AIM | Return the data exactly, with all pictures removed.

DATA EXTRACT |
===
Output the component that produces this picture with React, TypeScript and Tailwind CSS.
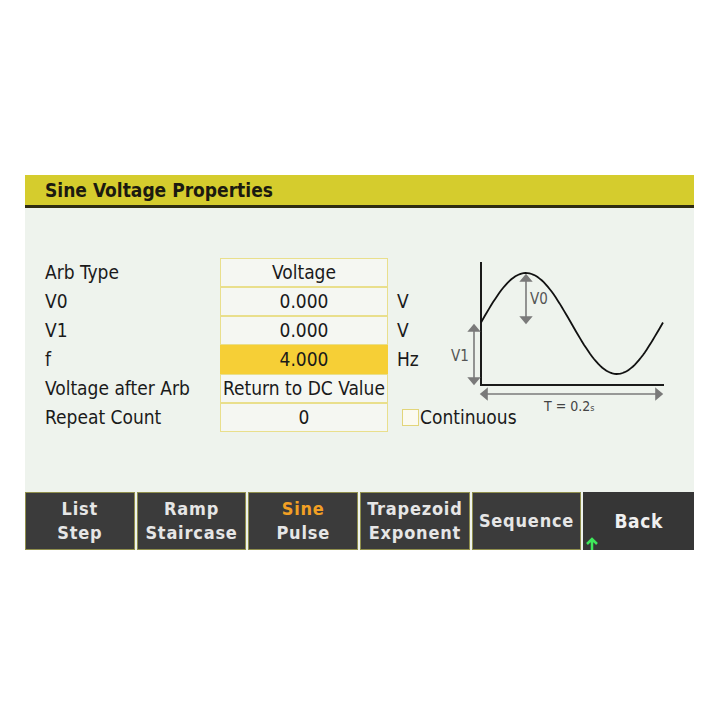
const fields = [
  { label: 'Arb Type', value: 'Voltage', unit: '' },
  { label: 'V0', value: '0.000', unit: 'V' },
  { label: 'V1', value: '0.000', unit: 'V' },
  { label: 'f', value: '4.000', unit: 'Hz', active: true },
  { label: 'Voltage after Arb', value: 'Return to DC Value', unit: '' },
  { label: 'Repeat Count', value: '0', unit: '', check: true },
];

const keys = [
  { top: 'List', bottom: 'Step' },
  { top: 'Ramp', bottom: 'Staircase' },
  { top: 'Sine', bottom: 'Pulse', selected: true },
  { top: 'Trapezoid', bottom: 'Exponent' },
  { top: 'Sequence' },
];

// one full sine period across the time axis
function sinePath() {
  const pts: string[] = [];
  for (let i = 0; i <= 90; i++) {
    const x = 41 + (i / 90) * 182;
    const y = 68.5 - 50.5 * Math.sin((i / 90) * Math.PI * 2 + 0.02);
    pts.push(`${i === 0 ? 'M' : 'L'}${x.toFixed(1)} ${y.toFixed(1)}`);
  }
  return pts.join(' ');
}

function SineDiagram() {
  return (
    <svg width="240" height="165" viewBox="0 0 240 165" className="shrink-0">
      <line x1="41" y1="7" x2="41" y2="131" stroke="#1a1a1a" strokeWidth="2" />
      <line x1="40" y1="130" x2="224" y2="130" stroke="#1a1a1a" strokeWidth="2" />
      <path d={sinePath()} fill="none" stroke="#111" strokeWidth="1.8" />
      <g stroke="#7a7a7a" strokeWidth="1.6" fill="#7a7a7a">
        <line x1="86" y1="21" x2="86" y2="67" />
        <path d="M81 26 L86 20 L91 26 Z" />
        <path d="M81 62 L86 68 L91 62 Z" />
        <line x1="34" y1="71" x2="34" y2="128" />
        <path d="M29 76 L34 70 L39 76 Z" />
        <path d="M29 123 L34 129 L39 123 Z" />
        <line x1="42" y1="139" x2="221" y2="139" />
        <path d="M47 134 L41 139 L47 144 Z" />
        <path d="M216 134 L222 139 L216 144 Z" />
      </g>
      <text x="90" y="49" fontSize="15" fill="#555" fontFamily="'DejaVu Sans Condensed',sans-serif">V0</text>
      <text x="11" y="106" fontSize="15" fill="#555" fontFamily="'DejaVu Sans Condensed',sans-serif">V1</text>
      <text x="104" y="156" fontSize="14" fill="#444" fontFamily="'DejaVu Sans Condensed',sans-serif">
        T = 0.2<tspan fontSize="9">s</tspan>
      </text>
    </svg>
  );
}

export default function App() {
  return (
    <div className="w-[720px] h-[720px] bg-white pt-[175px] pl-[25px] font-['DejaVu_Sans_Condensed',sans-serif]">
      <div className="w-[669px] flex flex-col">
        {/* title bar */}
        <div className="h-[33px] bg-[#d5cc2d] border-b-[3px] border-[#2f2c12] pl-[20px] flex items-center">
          <span className="text-[19px] font-bold text-[#1b1a10]">Sine Voltage Properties</span>
        </div>

        {/* body */}
        <div className="h-[284px] bg-[#eef3ed] flex pt-[50px] pl-[20px]">
          <div className="flex flex-col w-[415px]">
            {fields.map((f) => (
              <div key={f.label} className="flex items-center h-[29px]">
                <span className="w-[175px] shrink-0 text-[19px] text-[#1a1a1a]">{f.label}</span>
                <span
                  className={
                    f.active
                      ? 'w-[168px] h-[29px] shrink-0 flex items-center justify-center text-[19px] text-[#1a1a1a] bg-[#f6cf36] border border-[#f6cf36]'
                      : 'w-[168px] h-[29px] shrink-0 flex items-center justify-center text-[19px] text-[#1a1a1a] bg-[#f5f7f2] border border-[#e9df8c]'
                  }
                >
                  {f.value}
                </span>
                {f.check ? (
                  <span className="ml-[14px] flex items-center">
                    <span className="w-[17px] h-[17px] shrink-0 bg-[#fbfaf0] border border-[#e2d57a]" />
                    <span className="ml-[1px] text-[19px] text-[#1a1a1a]">Continuous</span>
                  </span>
                ) : (
                  <span className="ml-[9px] text-[19px] text-[#1a1a1a]">{f.unit}</span>
                )}
              </div>
            ))}
          </div>
          <div className="-ml-[20px] -mt-[3px]">
            <SineDiagram />
          </div>
        </div>

        {/* soft keys */}
        <div className="h-[58px] flex gap-[2px] bg-[#eef3ed]">
          {keys.map((k) => (
            <div
              key={k.top}
              className="w-[110px] h-full bg-[#3b3b3b] border border-[#8f8e4c] flex flex-col items-center justify-center leading-[24px] text-[18px] font-bold tracking-[0.8px] text-[#e6e6e6]"
            >
              <span className={k.selected ? 'text-[#f2a024]' : ''}>{k.top}</span>
              {k.bottom && <span>{k.bottom}</span>}
            </div>
          ))}
          <div className="relative w-[111px] h-full bg-[#363636] flex items-center justify-center text-[19px] font-bold text-[#f0f0f0] tracking-[0.6px]">
            Back
            <svg width="14" height="14" viewBox="0 0 14 14" className="absolute left-[2px] bottom-0">
              <path d="M7 14 V3 M2 8 L7 3 L12 8" stroke="#3ee85a" strokeWidth="2.5" fill="none" />
            </svg>
          </div>
        </div>
      </div>
    </div>
  );
}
===
TASK SOLUTION |
Output the component that produces this picture with React, TypeScript and Tailwind CSS.
const fields = [
  { label: 'Arb Type', value: 'Voltage', unit: '' },
  { label: 'V0', value: '0.000', unit: 'V' },
  { label: 'V1', value: '0.000', unit: 'V' },
  { label: 'f', value: '4.000', unit: 'Hz', active: true },
  { label: 'Voltage after Arb', value: 'Return to DC Value', unit: '' },
  { label: 'Repeat Count', value: '0', unit: '', check: true },
];

const keys = [
  { top: 'List', bottom: 'Step' },
  { top: 'Ramp', bottom: 'Staircase' },
  { top: 'Sine', bottom: 'Pulse', selected: true },
  { top: 'Trapezoid', bottom: 'Exponent' },
  { top: 'Sequence' },
];

// one full sine period across the time axis
function sinePath() {
  const pts: string[] = [];
  for (let i = 0; i <= 90; i++) {
    const x = 41 + (i / 90) * 182;
    const y = 68.5 - 50.5 * Math.sin((i / 90) * Math.PI * 2 + 0.02);
    pts.push(`${i === 0 ? 'M' : 'L'}${x.toFixed(1)} ${y.toFixed(1)}`);
  }
  return pts.join(' ');
}

function SineDiagram() {
  return (
    <svg width="240" height="165" viewBox="0 0 240 165" className="shrink-0">
      <line x1="41" y1="7" x2="41" y2="131" stroke="#1a1a1a" strokeWidth="2" />
      <line x1="40" y1="130" x2="224" y2="130" stroke="#1a1a1a" strokeWidth="2" />
      <path d={sinePath()} fill="none" stroke="#111" strokeWidth="1.8" />
      <g stroke="#7a7a7a" strokeWidth="1.6" fill="#7a7a7a">
        <line x1="86" y1="21" x2="86" y2="67" />
        <path d="M81 26 L86 20 L91 26 Z" />
        <path d="M81 62 L86 68 L91 62 Z" />
        <line x1="34" y1="71" x2="34" y2="128" />
        <path d="M29 76 L34 70 L39 76 Z" />
        <path d="M29 123 L34 129 L39 123 Z" />
        <line x1="42" y1="139" x2="221" y2="139" />
        <path d="M47 134 L41 139 L47 144 Z" />
        <path d="M216 134 L222 139 L216 144 Z" />
      </g>
      <text x="90" y="49" fontSize="15" fill="#555" fontFamily="'DejaVu Sans Condensed',sans-serif">V0</text>
      <text x="11" y="106" fontSize="15" fill="#555" fontFamily="'DejaVu Sans Condensed',sans-serif">V1</text>
      <text x="104" y="156" fontSize="14" fill="#444" fontFamily="'DejaVu Sans Condensed',sans-serif">
        T = 0.2<tspan fontSize="9">s</tspan>
      </text>
    </svg>
  );
}

export default function App() {
  return (
    <div className="w-[720px] h-[720px] bg-white pt-[175px] pl-[25px] font-['DejaVu_Sans_Condensed',sans-serif]">
      <div className="w-[669px] flex flex-col">
        {/* title bar */}
        <div className="h-[33px] bg-[#d5cc2d] border-b-[3px] border-[#2f2c12] pl-[20px] flex items-center">
          <span className="text-[19px] font-bold text-[#1b1a10]">Sine Voltage Properties</span>
        </div>

        {/* body */}
        <div className="h-[284px] bg-[#eef3ed] flex pt-[50px] pl-[20px]">
          <div className="flex flex-col w-[415px]">
            {fields.map((f) => (
              <div key={f.label} className="flex items-center h-[29px]">
                <span className="w-[175px] shrink-0 text-[19px] text-[#1a1a1a]">{f.label}</span>
                <span
                  className={
                    f.active
                      ? 'w-[168px] h-[29px] shrink-0 flex items-center justify-center text-[19px] text-[#1a1a1a] bg-[#f6cf36] border border-[#f6cf36]'
                      : 'w-[168px] h-[29px] shrink-0 flex items-center justify-center text-[19px] text-[#1a1a1a] bg-[#f5f7f2] border border-[#e9df8c]'
                  }
                >
                  {f.value}
                </span>
                {f.check ? (
                  <span className="ml-[14px] flex items-center">
                    <span className="w-[17px] h-[17px] shrink-0 bg-[#fbfaf0] border border-[#e2d57a]" />
                    <span className="ml-[1px] text-[19px] text-[#1a1a1a]">Continuous</span>
                  </span>
                ) : (
                  <span className="ml-[9px] text-[19px] text-[#1a1a1a]">{f.unit}</span>
                )}
              </div>
            ))}
          </div>
          <div className="-ml-[20px] -mt-[3px]">
            <SineDiagram />
          </div>
        </div>

        {/* soft keys */}
        <div className="h-[58px] flex gap-[2px] bg-[#eef3ed]">
          {keys.map((k) => (
            <div
              key={k.top}
              className="w-[110px] h-full bg-[#3b3b3b] border border-[#8f8e4c] flex flex-col items-center justify-center leading-[24px] text-[18px] font-bold tracking-[0.8px] text-[#e6e6e6]"
            >
              <span className={k.selected ? 'text-[#f2a024]' : ''}>{k.top}</span>
              {k.bottom && <span>{k.bottom}</span>}
            </div>
          ))}
          <div className="relative w-[111px] h-full bg-[#363636] flex items-center justify-center text-[19px] font-bold text-[#f0f0f0] tracking-[0.6px]">
            Back
            <svg width="14" height="14" viewBox="0 0 14 14" className="absolute left-[2px] bottom-0">
              <path d="M7 14 V3 M2 8 L7 3 L12 8" stroke="#3ee85a" strokeWidth="2.5" fill="none" />
            </svg>
          </div>
        </div>
      </div>
    </div>
  );
}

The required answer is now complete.